• _SUPPLIED RECORDS_
┌──

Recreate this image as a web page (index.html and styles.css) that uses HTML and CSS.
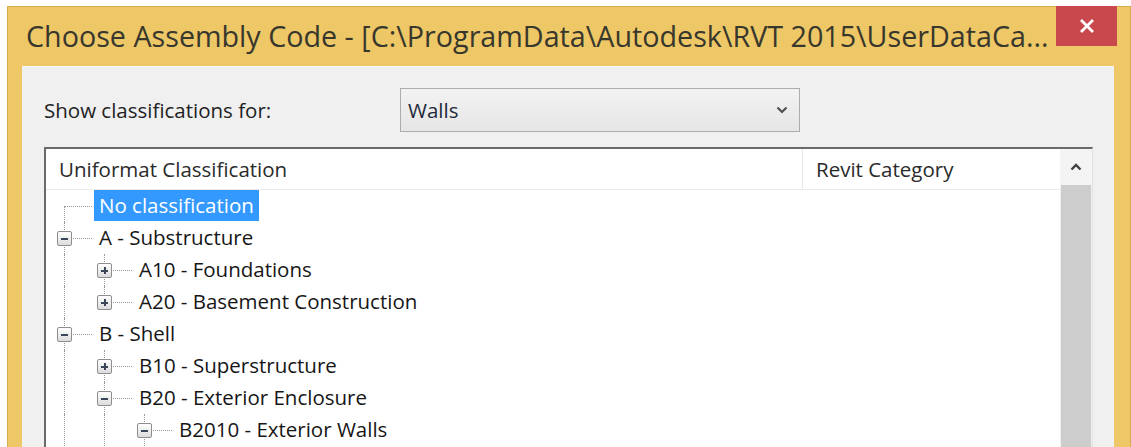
FILE: index.html
```html
<!DOCTYPE html>
<html lang="en">
<head>
<meta charset="utf-8">
<title>Choose Assembly Code</title>
<link rel="stylesheet" href="styles.css">
</head>
<body>
<div class="window">
  <div class="titlebar">
    <div class="title">Choose Assembly Code - [C:\ProgramData\Autodesk\RVT 2015\UserDataCa...</div>
    <button class="close" type="button" aria-label="Close">
      <svg width="16" height="16" viewBox="0 0 16 16"><path d="M3 3 L13 13 M13 3 L3 13" stroke="#fff" stroke-width="2.8" stroke-linecap="square" fill="none"/></svg>
    </button>
  </div>
  <div class="panel">
    <div class="filter">
      <label class="filter-label">Show classifications for:</label>
      <div class="combo">
        <span class="combo-value">Walls</span>
        <svg class="combo-arrow" width="12" height="8" viewBox="0 0 12 8"><path d="M1.5 1.5 L6 6 L10.5 1.5" stroke="#505050" stroke-width="2.2" fill="none"/></svg>
      </div>
    </div>
    <div class="list">
      <div class="list-body">
        <div class="header">
          <div class="col col-name">Uniformat Classification</div>
          <div class="col col-cat">Revit Category</div>
        </div>
        <div class="tree">
          <div class="row">
            <span class="node bot"></span>
            <span class="label selected">No classification</span>
          </div>
          <div class="row">
            <span class="node top bot"><i class="tw minus"></i></span>
            <span class="label">A - Substructure</span>
          </div>
          <div class="row">
            <span class="guide"></span>
            <span class="node top bot"><i class="tw plus"></i></span>
            <span class="label">A10 - Foundations</span>
          </div>
          <div class="row">
            <span class="guide"></span>
            <span class="node top"><i class="tw plus"></i></span>
            <span class="label">A20 - Basement Construction</span>
          </div>
          <div class="row">
            <span class="node top bot"><i class="tw minus"></i></span>
            <span class="label">B - Shell</span>
          </div>
          <div class="row">
            <span class="guide"></span>
            <span class="node top bot"><i class="tw plus"></i></span>
            <span class="label">B10 - Superstructure</span>
          </div>
          <div class="row">
            <span class="guide"></span>
            <span class="node top bot"><i class="tw minus"></i></span>
            <span class="label">B20 - Exterior Enclosure</span>
          </div>
          <div class="row">
            <span class="guide"></span>
            <span class="guide"></span>
            <span class="node top bot"><i class="tw minus"></i></span>
            <span class="label">B2010 - Exterior Walls</span>
          </div>
        </div>
      </div>
      <div class="scrollbar">
        <div class="scroll-btn">
          <svg width="12" height="8" viewBox="0 0 12 8"><path d="M1.5 6.5 L6 2 L10.5 6.5" stroke="#404040" stroke-width="2.4" fill="none"/></svg>
        </div>
        <div class="scroll-thumb"></div>
      </div>
    </div>
  </div>
</div>
</body>
</html>
```

FILE: styles.css
```css
html, body {
  margin: 0;
  padding: 0;
  background: #ffffff;
}

body {
  height: 447px;
  overflow: hidden;
  font-family: "Open Sans", "Noto Sans", sans-serif;
  color: #1c1c1c;
}

/* Window frame */
.window {
  margin: 6px 0 0 7px;
  width: 1122px;
  height: 460px;
  background: #eec766;
  border: 1px solid #d6ad4c;
  border-bottom: none;
  display: flex;
  flex-direction: column;
}

.titlebar {
  height: 59px;
  display: flex;
  align-items: flex-start;
  flex: none;
}

.title {
  flex: 1;
  padding-left: 18px;
  height: 58px;
  line-height: 58px;
  font-size: 28.7px;
  color: #38372d;
  white-space: nowrap;
  overflow: hidden;
}

.close {
  flex: none;
  width: 61px;
  height: 40px;
  margin: -1px 13px 0 0;
  padding: 0;
  border: none;
  background: #c9484e;
  display: flex;
  align-items: center;
  justify-content: center;
}

/* Dialog client area */
.panel {
  flex: 1;
  margin: 0 16px 0 14px;
  background: #f0f0f0;
  border-top: 1px solid #f7f7f7;
  padding: 21px 21px 0 22px;
}

.filter {
  display: flex;
  align-items: center;
  height: 44px;
}

.filter-label {
  width: 356px;
  font-size: 20.5px;
  color: #222;
  white-space: nowrap;
}

.combo {
  box-sizing: border-box;
  width: 400px;
  height: 44px;
  border: 1px solid #acacac;
  background: linear-gradient(#f2f2f2, #e6e6e6);
  display: flex;
  align-items: center;
  justify-content: space-between;
  padding: 0 11px 0 7px;
}

.combo-value {
  font-size: 20.5px;
  color: #1e2a3a;
}

/* List view */
.list {
  margin-top: 15px;
  height: 320px;
  border-top: 2px solid #6a6a6a;
  border-left: 2px solid #6a6a6a;
  border-right: 1px solid #e2e2e2;
  background: #ffffff;
  display: flex;
}

.list-body {
  flex: 1;
  display: flex;
  flex-direction: column;
}

.header {
  display: flex;
  height: 40px;
  border-bottom: 1px solid #eaeaea;
  font-size: 20.5px;
  color: #2a2a2a;
}

.col {
  line-height: 40px;
  white-space: nowrap;
}

.col-name {
  width: 743px;
  padding-left: 13px;
  border-right: 1px solid #e6e6e6;
}

.col-cat {
  flex: 1;
  padding-left: 13px;
}

.scrollbar {
  width: 32px;
  background: #f0f0f0;
  display: flex;
  flex-direction: column;
}

.scroll-btn {
  height: 36px;
  display: flex;
  align-items: center;
  justify-content: center;
  background: #f4f4f4;
}

.scroll-thumb {
  flex: 1;
  margin: 0 1px;
  background: #cdcdcd;
}

/* Tree rows */
.tree {
  font-size: 20.5px;
}

.row {
  display: flex;
  height: 32px;
  align-items: flex-start;
}

.guide,
.node {
  position: relative;
  flex: none;
  height: 32px;
}

.guide {
  width: 40px;
}

.node {
  width: 48px;
}

.guide::before {
  content: "";
  position: absolute;
  left: 18px;
  top: 0;
  height: 32px;
  border-left: 1px dotted #9a9a9a;
}

/* horizontal connector from the trunk to the label */
.node::after {
  content: "";
  position: absolute;
  left: 19px;
  top: 16px;
  width: 27px;
  border-top: 1px dotted #9a9a9a;
}

.node.top::before,
.node.bot::before {
  content: "";
  position: absolute;
  left: 18px;
  border-left: 1px dotted #9a9a9a;
}

.node.top::before { top: 0; height: 16px; }
.node.bot::before { top: 16px; height: 16px; }
.node.top.bot::before { top: 0; height: 32px; }

/* expand / collapse box */
.tw {
  position: absolute;
  left: 11px;
  top: 9px;
  width: 13px;
  height: 13px;
  border: 1px solid #8e8e8e;
  border-radius: 2px;
  background: linear-gradient(#ffffff, #dcdcdc);
  z-index: 1;
}

.tw::before {
  content: "";
  position: absolute;
  left: 3px;
  top: 5.5px;
  width: 7px;
  height: 2px;
  background: #3a4658;
}

.tw.plus::after {
  content: "";
  position: absolute;
  left: 5.5px;
  top: 3px;
  width: 2px;
  height: 7px;
  background: #3a4658;
}

.label {
  height: 31px;
  line-height: 31px;
  padding: 0 5px;
  white-space: nowrap;
  color: #161616;
}

.label.selected {
  background: #3399ff;
  color: #ffffff;
}
```
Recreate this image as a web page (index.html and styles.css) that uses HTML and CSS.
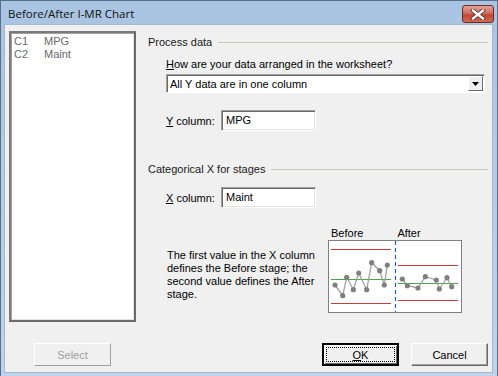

└──

• _WHAT THE EXERCISE ASKS_
Your copy should hold every record word for word and none of the pictures.

• _EXERCISE ANSWER_
Recreate this image as a web page (index.html and styles.css) that uses HTML and CSS.
FILE: index.html
```html
<!DOCTYPE html>
<html lang="en">
<head>
<meta charset="utf-8">
<title>Choose Assembly Code</title>
<link rel="stylesheet" href="styles.css">
</head>
<body>
<div class="window">
  <div class="titlebar">
    <div class="title">Choose Assembly Code - [C:\ProgramData\Autodesk\RVT 2015\UserDataCa...</div>
    <button class="close" type="button" aria-label="Close">
      <svg width="16" height="16" viewBox="0 0 16 16"><path d="M3 3 L13 13 M13 3 L3 13" stroke="#fff" stroke-width="2.8" stroke-linecap="square" fill="none"/></svg>
    </button>
  </div>
  <div class="panel">
    <div class="filter">
      <label class="filter-label">Show classifications for:</label>
      <div class="combo">
        <span class="combo-value">Walls</span>
        <svg class="combo-arrow" width="12" height="8" viewBox="0 0 12 8"><path d="M1.5 1.5 L6 6 L10.5 1.5" stroke="#505050" stroke-width="2.2" fill="none"/></svg>
      </div>
    </div>
    <div class="list">
      <div class="list-body">
        <div class="header">
          <div class="col col-name">Uniformat Classification</div>
          <div class="col col-cat">Revit Category</div>
        </div>
        <div class="tree">
          <div class="row">
            <span class="node bot"></span>
            <span class="label selected">No classification</span>
          </div>
          <div class="row">
            <span class="node top bot"><i class="tw minus"></i></span>
            <span class="label">A - Substructure</span>
          </div>
          <div class="row">
            <span class="guide"></span>
            <span class="node top bot"><i class="tw plus"></i></span>
            <span class="label">A10 - Foundations</span>
          </div>
          <div class="row">
            <span class="guide"></span>
            <span class="node top"><i class="tw plus"></i></span>
            <span class="label">A20 - Basement Construction</span>
          </div>
          <div class="row">
            <span class="node top bot"><i class="tw minus"></i></span>
            <span class="label">B - Shell</span>
          </div>
          <div class="row">
            <span class="guide"></span>
            <span class="node top bot"><i class="tw plus"></i></span>
            <span class="label">B10 - Superstructure</span>
          </div>
          <div class="row">
            <span class="guide"></span>
            <span class="node top bot"><i class="tw minus"></i></span>
            <span class="label">B20 - Exterior Enclosure</span>
          </div>
          <div class="row">
            <span class="guide"></span>
            <span class="guide"></span>
            <span class="node top bot"><i class="tw minus"></i></span>
            <span class="label">B2010 - Exterior Walls</span>
          </div>
        </div>
      </div>
      <div class="scrollbar">
        <div class="scroll-btn">
          <svg width="12" height="8" viewBox="0 0 12 8"><path d="M1.5 6.5 L6 2 L10.5 6.5" stroke="#404040" stroke-width="2.4" fill="none"/></svg>
        </div>
        <div class="scroll-thumb"></div>
      </div>
    </div>
  </div>
</div>
</body>
</html>
```

FILE: styles.css
```css
html, body {
  margin: 0;
  padding: 0;
  background: #ffffff;
}

body {
  height: 447px;
  overflow: hidden;
  font-family: "Open Sans", "Noto Sans", sans-serif;
  color: #1c1c1c;
}

/* Window frame */
.window {
  margin: 6px 0 0 7px;
  width: 1122px;
  height: 460px;
  background: #eec766;
  border: 1px solid #d6ad4c;
  border-bottom: none;
  display: flex;
  flex-direction: column;
}

.titlebar {
  height: 59px;
  display: flex;
  align-items: flex-start;
  flex: none;
}

.title {
  flex: 1;
  padding-left: 18px;
  height: 58px;
  line-height: 58px;
  font-size: 28.7px;
  color: #38372d;
  white-space: nowrap;
  overflow: hidden;
}

.close {
  flex: none;
  width: 61px;
  height: 40px;
  margin: -1px 13px 0 0;
  padding: 0;
  border: none;
  background: #c9484e;
  display: flex;
  align-items: center;
  justify-content: center;
}

/* Dialog client area */
.panel {
  flex: 1;
  margin: 0 16px 0 14px;
  background: #f0f0f0;
  border-top: 1px solid #f7f7f7;
  padding: 21px 21px 0 22px;
}

.filter {
  display: flex;
  align-items: center;
  height: 44px;
}

.filter-label {
  width: 356px;
  font-size: 20.5px;
  color: #222;
  white-space: nowrap;
}

.combo {
  box-sizing: border-box;
  width: 400px;
  height: 44px;
  border: 1px solid #acacac;
  background: linear-gradient(#f2f2f2, #e6e6e6);
  display: flex;
  align-items: center;
  justify-content: space-between;
  padding: 0 11px 0 7px;
}

.combo-value {
  font-size: 20.5px;
  color: #1e2a3a;
}

/* List view */
.list {
  margin-top: 15px;
  height: 320px;
  border-top: 2px solid #6a6a6a;
  border-left: 2px solid #6a6a6a;
  border-right: 1px solid #e2e2e2;
  background: #ffffff;
  display: flex;
}

.list-body {
  flex: 1;
  display: flex;
  flex-direction: column;
}

.header {
  display: flex;
  height: 40px;
  border-bottom: 1px solid #eaeaea;
  font-size: 20.5px;
  color: #2a2a2a;
}

.col {
  line-height: 40px;
  white-space: nowrap;
}

.col-name {
  width: 743px;
  padding-left: 13px;
  border-right: 1px solid #e6e6e6;
}

.col-cat {
  flex: 1;
  padding-left: 13px;
}

.scrollbar {
  width: 32px;
  background: #f0f0f0;
  display: flex;
  flex-direction: column;
}

.scroll-btn {
  height: 36px;
  display: flex;
  align-items: center;
  justify-content: center;
  background: #f4f4f4;
}

.scroll-thumb {
  flex: 1;
  margin: 0 1px;
  background: #cdcdcd;
}

/* Tree rows */
.tree {
  font-size: 20.5px;
}

.row {
  display: flex;
  height: 32px;
  align-items: flex-start;
}

.guide,
.node {
  position: relative;
  flex: none;
  height: 32px;
}

.guide {
  width: 40px;
}

.node {
  width: 48px;
}

.guide::before {
  content: "";
  position: absolute;
  left: 18px;
  top: 0;
  height: 32px;
  border-left: 1px dotted #9a9a9a;
}

/* horizontal connector from the trunk to the label */
.node::after {
  content: "";
  position: absolute;
  left: 19px;
  top: 16px;
  width: 27px;
  border-top: 1px dotted #9a9a9a;
}

.node.top::before,
.node.bot::before {
  content: "";
  position: absolute;
  left: 18px;
  border-left: 1px dotted #9a9a9a;
}

.node.top::before { top: 0; height: 16px; }
.node.bot::before { top: 16px; height: 16px; }
.node.top.bot::before { top: 0; height: 32px; }

/* expand / collapse box */
.tw {
  position: absolute;
  left: 11px;
  top: 9px;
  width: 13px;
  height: 13px;
  border: 1px solid #8e8e8e;
  border-radius: 2px;
  background: linear-gradient(#ffffff, #dcdcdc);
  z-index: 1;
}

.tw::before {
  content: "";
  position: absolute;
  left: 3px;
  top: 5.5px;
  width: 7px;
  height: 2px;
  background: #3a4658;
}

.tw.plus::after {
  content: "";
  position: absolute;
  left: 5.5px;
  top: 3px;
  width: 2px;
  height: 7px;
  background: #3a4658;
}

.label {
  height: 31px;
  line-height: 31px;
  padding: 0 5px;
  white-space: nowrap;
  color: #161616;
}

.label.selected {
  background: #3399ff;
  color: #ffffff;
}
```
Recreate this image as a web page (index.html and styles.css) that uses HTML and CSS.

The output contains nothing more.